An ordinary girl seeks revenge on her celebrated father in Tiffany's debut, a fictionalized "memoir" by the Bard's youngest daughter, Judith. From earliest childhood, Judith and twin brother Hamnet are in awe of their "da," "the scribbling one," whose rare visits to their Stratford home bring tales of London playhouses and fairy queens. When Hamnet accidentally drowns during a game Judith proposes, she is guilt stricken; when she finds her grief used as material for Twelfth Night, she blames her absentee father. "Why should I not steal to London and shame him?" she asks rhetorically. Now a big, gawky 14-year-old, she arrives in London disguised as "Castor Popworthy," determined to sabotage the play's opening night. But as Judith infiltrates her father's state-of-the-art Globe Theater, she's swept up by the joys of playacting, hobnobbing with such legendary thespians as Richard Burbage, Will Kemp and the dangerously attractive Nathan Field, who demands her "maidenhead" to safeguard her secret . These London scenes, though wildly implausible, provide a brisk and vivid introduction to Elizabethan theater. But when "da" finally figures out that his new Viola is none other than his daughter and grimly ships her back to Stratford, Tiffany has nowhere to go with Judith's character.

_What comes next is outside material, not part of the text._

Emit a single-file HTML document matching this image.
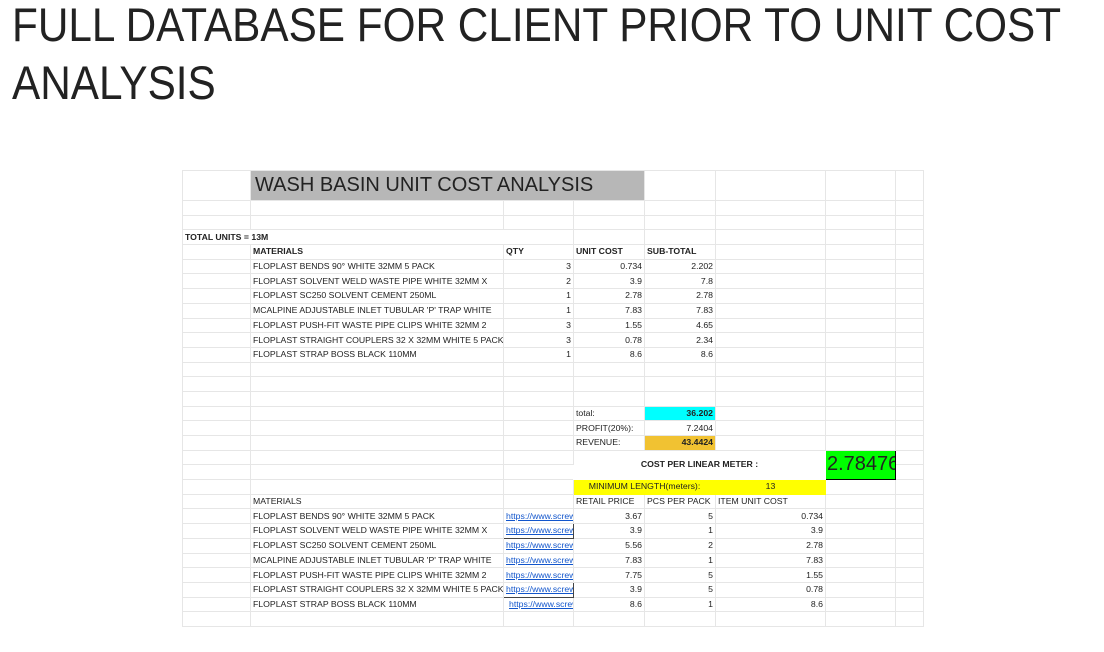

Unlike the tragic, talented "Judith Shakespeare" Virginia Woolf imagined so memorably in A Room of One's Own, Tiffany's character merely ages, mired in adolescent angst and gender confusion. Despite the use of Elizabethan flourishes, her language is often jarringly modern ("post-play pride," "stylized"). But what's most contemporary is Tiffany's assumption that readers will be interested in one more tell-all account by the neglected offspring of a celebrity parent. (May) Copyright 2003 Reed Business Information.
More Reviews and RecommendationsGrace Tiffany is a professor of Shakespeare and Renaissance Drama at Western Michigan University. She has taught Shakespeare at Fordham University, the University of New Orleans, and the University of Notre Dame, where she obtained her doctorate.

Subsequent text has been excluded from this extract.